# INFORMATION PROVIDED:
───
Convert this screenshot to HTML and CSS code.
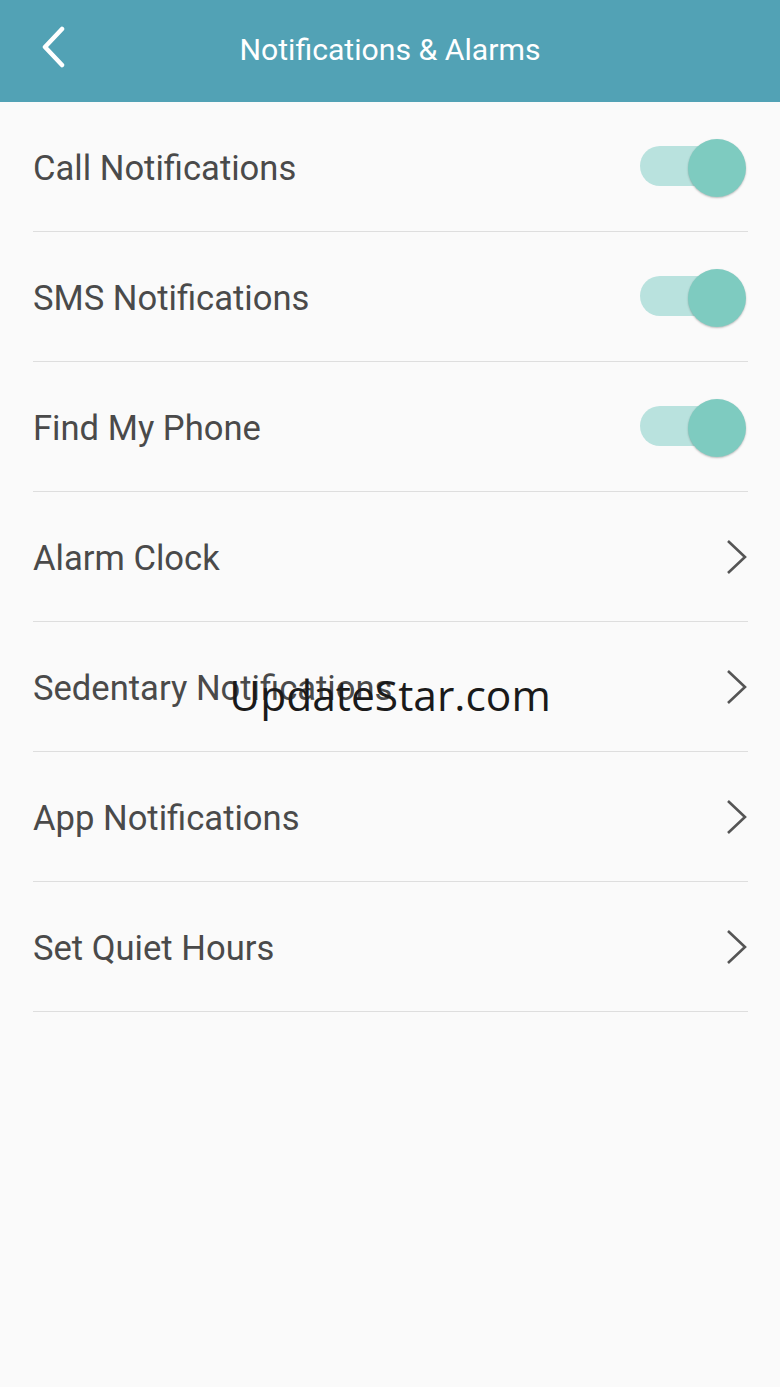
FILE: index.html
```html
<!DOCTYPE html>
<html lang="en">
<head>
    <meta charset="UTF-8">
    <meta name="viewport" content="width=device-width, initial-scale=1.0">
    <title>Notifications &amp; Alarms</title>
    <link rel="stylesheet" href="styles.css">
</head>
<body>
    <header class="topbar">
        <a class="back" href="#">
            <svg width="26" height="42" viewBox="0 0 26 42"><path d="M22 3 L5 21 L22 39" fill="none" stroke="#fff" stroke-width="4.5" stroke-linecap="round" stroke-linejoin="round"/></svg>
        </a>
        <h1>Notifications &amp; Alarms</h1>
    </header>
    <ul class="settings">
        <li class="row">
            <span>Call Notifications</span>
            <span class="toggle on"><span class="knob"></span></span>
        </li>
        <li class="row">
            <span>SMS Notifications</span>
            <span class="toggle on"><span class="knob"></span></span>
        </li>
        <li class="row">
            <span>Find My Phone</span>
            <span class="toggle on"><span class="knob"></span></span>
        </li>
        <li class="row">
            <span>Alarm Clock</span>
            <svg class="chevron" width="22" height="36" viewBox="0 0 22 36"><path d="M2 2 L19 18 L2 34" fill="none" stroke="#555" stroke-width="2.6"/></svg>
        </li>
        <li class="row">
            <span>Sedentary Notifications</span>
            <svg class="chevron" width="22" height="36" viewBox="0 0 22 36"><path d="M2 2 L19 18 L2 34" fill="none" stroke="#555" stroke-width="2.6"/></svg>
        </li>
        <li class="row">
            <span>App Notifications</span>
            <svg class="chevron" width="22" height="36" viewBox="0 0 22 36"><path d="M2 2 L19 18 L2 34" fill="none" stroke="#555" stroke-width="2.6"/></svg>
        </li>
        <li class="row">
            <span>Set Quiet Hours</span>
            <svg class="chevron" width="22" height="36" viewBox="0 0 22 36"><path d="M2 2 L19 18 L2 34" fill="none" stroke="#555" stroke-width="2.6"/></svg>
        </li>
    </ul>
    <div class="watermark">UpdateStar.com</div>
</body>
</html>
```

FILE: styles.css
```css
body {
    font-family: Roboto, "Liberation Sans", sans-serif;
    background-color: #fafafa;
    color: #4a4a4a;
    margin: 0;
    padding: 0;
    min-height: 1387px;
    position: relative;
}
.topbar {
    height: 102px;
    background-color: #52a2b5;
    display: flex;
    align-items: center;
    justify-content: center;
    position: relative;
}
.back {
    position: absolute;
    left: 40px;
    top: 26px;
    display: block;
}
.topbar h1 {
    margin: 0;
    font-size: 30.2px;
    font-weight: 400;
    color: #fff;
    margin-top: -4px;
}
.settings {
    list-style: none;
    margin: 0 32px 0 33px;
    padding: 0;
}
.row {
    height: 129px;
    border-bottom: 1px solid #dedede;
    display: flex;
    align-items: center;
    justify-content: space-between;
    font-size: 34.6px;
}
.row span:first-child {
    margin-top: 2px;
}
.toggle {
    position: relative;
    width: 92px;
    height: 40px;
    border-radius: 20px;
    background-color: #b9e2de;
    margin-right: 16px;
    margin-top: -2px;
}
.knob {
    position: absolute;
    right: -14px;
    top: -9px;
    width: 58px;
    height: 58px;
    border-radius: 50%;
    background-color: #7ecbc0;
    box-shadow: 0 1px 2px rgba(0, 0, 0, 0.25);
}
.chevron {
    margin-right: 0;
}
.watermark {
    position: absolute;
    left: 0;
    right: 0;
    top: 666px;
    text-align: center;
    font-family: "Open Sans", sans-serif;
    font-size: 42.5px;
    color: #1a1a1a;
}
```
───
# SET TASK:
Copy out all the data exactly; skip the pictures.

# ANSWER FOR THE TASK:
Convert this screenshot to HTML and CSS code.
FILE: index.html
```html
<!DOCTYPE html>
<html lang="en">
<head>
    <meta charset="UTF-8">
    <meta name="viewport" content="width=device-width, initial-scale=1.0">
    <title>Notifications &amp; Alarms</title>
    <link rel="stylesheet" href="styles.css">
</head>
<body>
    <header class="topbar">
        <a class="back" href="#">
            <svg width="26" height="42" viewBox="0 0 26 42"><path d="M22 3 L5 21 L22 39" fill="none" stroke="#fff" stroke-width="4.5" stroke-linecap="round" stroke-linejoin="round"/></svg>
        </a>
        <h1>Notifications &amp; Alarms</h1>
    </header>
    <ul class="settings">
        <li class="row">
            <span>Call Notifications</span>
            <span class="toggle on"><span class="knob"></span></span>
        </li>
        <li class="row">
            <span>SMS Notifications</span>
            <span class="toggle on"><span class="knob"></span></span>
        </li>
        <li class="row">
            <span>Find My Phone</span>
            <span class="toggle on"><span class="knob"></span></span>
        </li>
        <li class="row">
            <span>Alarm Clock</span>
            <svg class="chevron" width="22" height="36" viewBox="0 0 22 36"><path d="M2 2 L19 18 L2 34" fill="none" stroke="#555" stroke-width="2.6"/></svg>
        </li>
        <li class="row">
            <span>Sedentary Notifications</span>
            <svg class="chevron" width="22" height="36" viewBox="0 0 22 36"><path d="M2 2 L19 18 L2 34" fill="none" stroke="#555" stroke-width="2.6"/></svg>
        </li>
        <li class="row">
            <span>App Notifications</span>
            <svg class="chevron" width="22" height="36" viewBox="0 0 22 36"><path d="M2 2 L19 18 L2 34" fill="none" stroke="#555" stroke-width="2.6"/></svg>
        </li>
        <li class="row">
            <span>Set Quiet Hours</span>
            <svg class="chevron" width="22" height="36" viewBox="0 0 22 36"><path d="M2 2 L19 18 L2 34" fill="none" stroke="#555" stroke-width="2.6"/></svg>
        </li>
    </ul>
    <div class="watermark">UpdateStar.com</div>
</body>
</html>
```

FILE: styles.css
```css
body {
    font-family: Roboto, "Liberation Sans", sans-serif;
    background-color: #fafafa;
    color: #4a4a4a;
    margin: 0;
    padding: 0;
    min-height: 1387px;
    position: relative;
}
.topbar {
    height: 102px;
    background-color: #52a2b5;
    display: flex;
    align-items: center;
    justify-content: center;
    position: relative;
}
.back {
    position: absolute;
    left: 40px;
    top: 26px;
    display: block;
}
.topbar h1 {
    margin: 0;
    font-size: 30.2px;
    font-weight: 400;
    color: #fff;
    margin-top: -4px;
}
.settings {
    list-style: none;
    margin: 0 32px 0 33px;
    padding: 0;
}
.row {
    height: 129px;
    border-bottom: 1px solid #dedede;
    display: flex;
    align-items: center;
    justify-content: space-between;
    font-size: 34.6px;
}
.row span:first-child {
    margin-top: 2px;
}
.toggle {
    position: relative;
    width: 92px;
    height: 40px;
    border-radius: 20px;
    background-color: #b9e2de;
    margin-right: 16px;
    margin-top: -2px;
}
.knob {
    position: absolute;
    right: -14px;
    top: -9px;
    width: 58px;
    height: 58px;
    border-radius: 50%;
    background-color: #7ecbc0;
    box-shadow: 0 1px 2px rgba(0, 0, 0, 0.25);
}
.chevron {
    margin-right: 0;
}
.watermark {
    position: absolute;
    left: 0;
    right: 0;
    top: 666px;
    text-align: center;
    font-family: "Open Sans", sans-serif;
    font-size: 42.5px;
    color: #1a1a1a;
}
```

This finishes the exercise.